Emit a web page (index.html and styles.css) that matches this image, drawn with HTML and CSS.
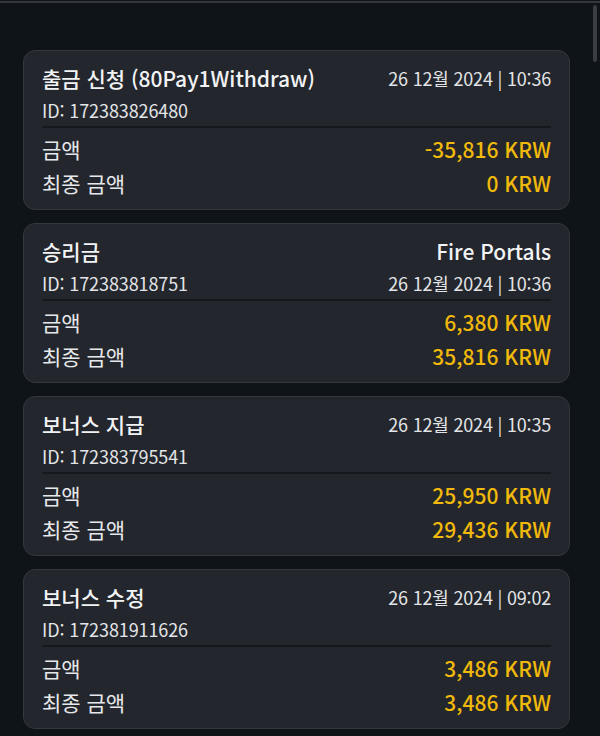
FILE: index.html
```html
<!DOCTYPE html>
<html lang="ko">

<head>
    <meta charset="UTF-8">
    <meta name="viewport" content="width=device-width, initial-scale=1.0">
    <title>거래 내역</title>
    <link rel="stylesheet" href="styles.css">
</head>

<body>
    <div class="topbar"></div>
    <div class="scrollbar"></div>

    <div class="list">
        <div class="card">
            <div class="head">
                <div class="line">
                    <span class="title">출금 신청 (80Pay1Withdraw)</span>
                    <span class="date">26 12월 2024 | 10:36</span>
                </div>
                <div class="line">
                    <span class="id">ID: 172383826480</span>
                </div>
            </div>
            <div class="row">
                <span class="label">금액</span>
                <span class="amount">-35,816 KRW</span>
            </div>
            <div class="row">
                <span class="label">최종 금액</span>
                <span class="amount">0 KRW</span>
            </div>
        </div>

        <div class="card">
            <div class="head">
                <div class="line">
                    <span class="title">승리금</span>
                    <span class="game">Fire Portals</span>
                </div>
                <div class="line">
                    <span class="id">ID: 172383818751</span>
                    <span class="date">26 12월 2024 | 10:36</span>
                </div>
            </div>
            <div class="row">
                <span class="label">금액</span>
                <span class="amount">6,380 KRW</span>
            </div>
            <div class="row">
                <span class="label">최종 금액</span>
                <span class="amount">35,816 KRW</span>
            </div>
        </div>

        <div class="card">
            <div class="head">
                <div class="line">
                    <span class="title">보너스 지급</span>
                    <span class="date">26 12월 2024 | 10:35</span>
                </div>
                <div class="line">
                    <span class="id">ID: 172383795541</span>
                </div>
            </div>
            <div class="row">
                <span class="label">금액</span>
                <span class="amount">25,950 KRW</span>
            </div>
            <div class="row">
                <span class="label">최종 금액</span>
                <span class="amount">29,436 KRW</span>
            </div>
        </div>

        <div class="card">
            <div class="head">
                <div class="line">
                    <span class="title">보너스 수정</span>
                    <span class="date">26 12월 2024 | 09:02</span>
                </div>
                <div class="line">
                    <span class="id">ID: 172381911626</span>
                </div>
            </div>
            <div class="row">
                <span class="label">금액</span>
                <span class="amount">3,486 KRW</span>
            </div>
            <div class="row">
                <span class="label">최종 금액</span>
                <span class="amount">3,486 KRW</span>
            </div>
        </div>
    </div>
</body>

</html>
```

FILE: styles.css
```css
body {
    font-family: "Noto Sans CJK KR", "Noto Sans", sans-serif;
    background-color: #0f1419;
    color: #eaecef;
    margin: 0;
    padding: 0;
    height: 736px;
    overflow: hidden;
}

.topbar {
    height: 1px;
    border-bottom: 2px solid #34373c;
}

.scrollbar {
    position: absolute;
    top: 5px;
    right: 3px;
    width: 4px;
    height: 57px;
    border-radius: 2px;
    background-color: #3a3d43;
}

.list {
    display: flex;
    flex-direction: column;
    gap: 13px;
    padding: 47px 30px 0 23px;
}

.card {
    box-sizing: border-box;
    height: 160px;
    background-color: #23262c;
    border: 1px solid #34373d;
    border-radius: 12px;
    padding: 11px 18px 0 18px;
}

.head {
    border-bottom: 2px solid #15181c;
    margin-bottom: 4px;
}

.line {
    display: flex;
    justify-content: space-between;
    align-items: center;
    height: 32px;
}

.title,
.game {
    font-size: 21px;
    font-weight: 500;
    color: #f2f3f5;
}

.date {
    font-size: 18px;
    color: #e2e4e7;
    letter-spacing: -0.2px;
}

.id {
    font-size: 18px;
    color: #e2e4e7;
    letter-spacing: -0.1px;
}

.row {
    display: flex;
    justify-content: space-between;
    align-items: center;
    height: 34px;
}

.label {
    font-size: 21px;
    color: #e6e8eb;
}

.amount {
    font-size: 21px;
    font-weight: 500;
    color: #f0b90b;
}
```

* * * * * * * * *

**TASK DETAILS**. All the lines above are to be reproduced exactly, except the pictures.

**ANSWER TO THE PROBLEM**.
Emit a web page (index.html and styles.css) that matches this image, drawn with HTML and CSS.
FILE: index.html
```html
<!DOCTYPE html>
<html lang="ko">

<head>
    <meta charset="UTF-8">
    <meta name="viewport" content="width=device-width, initial-scale=1.0">
    <title>거래 내역</title>
    <link rel="stylesheet" href="styles.css">
</head>

<body>
    <div class="topbar"></div>
    <div class="scrollbar"></div>

    <div class="list">
        <div class="card">
            <div class="head">
                <div class="line">
                    <span class="title">출금 신청 (80Pay1Withdraw)</span>
                    <span class="date">26 12월 2024 | 10:36</span>
                </div>
                <div class="line">
                    <span class="id">ID: 172383826480</span>
                </div>
            </div>
            <div class="row">
                <span class="label">금액</span>
                <span class="amount">-35,816 KRW</span>
            </div>
            <div class="row">
                <span class="label">최종 금액</span>
                <span class="amount">0 KRW</span>
            </div>
        </div>

        <div class="card">
            <div class="head">
                <div class="line">
                    <span class="title">승리금</span>
                    <span class="game">Fire Portals</span>
                </div>
                <div class="line">
                    <span class="id">ID: 172383818751</span>
                    <span class="date">26 12월 2024 | 10:36</span>
                </div>
            </div>
            <div class="row">
                <span class="label">금액</span>
                <span class="amount">6,380 KRW</span>
            </div>
            <div class="row">
                <span class="label">최종 금액</span>
                <span class="amount">35,816 KRW</span>
            </div>
        </div>

        <div class="card">
            <div class="head">
                <div class="line">
                    <span class="title">보너스 지급</span>
                    <span class="date">26 12월 2024 | 10:35</span>
                </div>
                <div class="line">
                    <span class="id">ID: 172383795541</span>
                </div>
            </div>
            <div class="row">
                <span class="label">금액</span>
                <span class="amount">25,950 KRW</span>
            </div>
            <div class="row">
                <span class="label">최종 금액</span>
                <span class="amount">29,436 KRW</span>
            </div>
        </div>

        <div class="card">
            <div class="head">
                <div class="line">
                    <span class="title">보너스 수정</span>
                    <span class="date">26 12월 2024 | 09:02</span>
                </div>
                <div class="line">
                    <span class="id">ID: 172381911626</span>
                </div>
            </div>
            <div class="row">
                <span class="label">금액</span>
                <span class="amount">3,486 KRW</span>
            </div>
            <div class="row">
                <span class="label">최종 금액</span>
                <span class="amount">3,486 KRW</span>
            </div>
        </div>
    </div>
</body>

</html>
```

FILE: styles.css
```css
body {
    font-family: "Noto Sans CJK KR", "Noto Sans", sans-serif;
    background-color: #0f1419;
    color: #eaecef;
    margin: 0;
    padding: 0;
    height: 736px;
    overflow: hidden;
}

.topbar {
    height: 1px;
    border-bottom: 2px solid #34373c;
}

.scrollbar {
    position: absolute;
    top: 5px;
    right: 3px;
    width: 4px;
    height: 57px;
    border-radius: 2px;
    background-color: #3a3d43;
}

.list {
    display: flex;
    flex-direction: column;
    gap: 13px;
    padding: 47px 30px 0 23px;
}

.card {
    box-sizing: border-box;
    height: 160px;
    background-color: #23262c;
    border: 1px solid #34373d;
    border-radius: 12px;
    padding: 11px 18px 0 18px;
}

.head {
    border-bottom: 2px solid #15181c;
    margin-bottom: 4px;
}

.line {
    display: flex;
    justify-content: space-between;
    align-items: center;
    height: 32px;
}

.title,
.game {
    font-size: 21px;
    font-weight: 500;
    color: #f2f3f5;
}

.date {
    font-size: 18px;
    color: #e2e4e7;
    letter-spacing: -0.2px;
}

.id {
    font-size: 18px;
    color: #e2e4e7;
    letter-spacing: -0.1px;
}

.row {
    display: flex;
    justify-content: space-between;
    align-items: center;
    height: 34px;
}

.label {
    font-size: 21px;
    color: #e6e8eb;
}

.amount {
    font-size: 21px;
    font-weight: 500;
    color: #f0b90b;
}
```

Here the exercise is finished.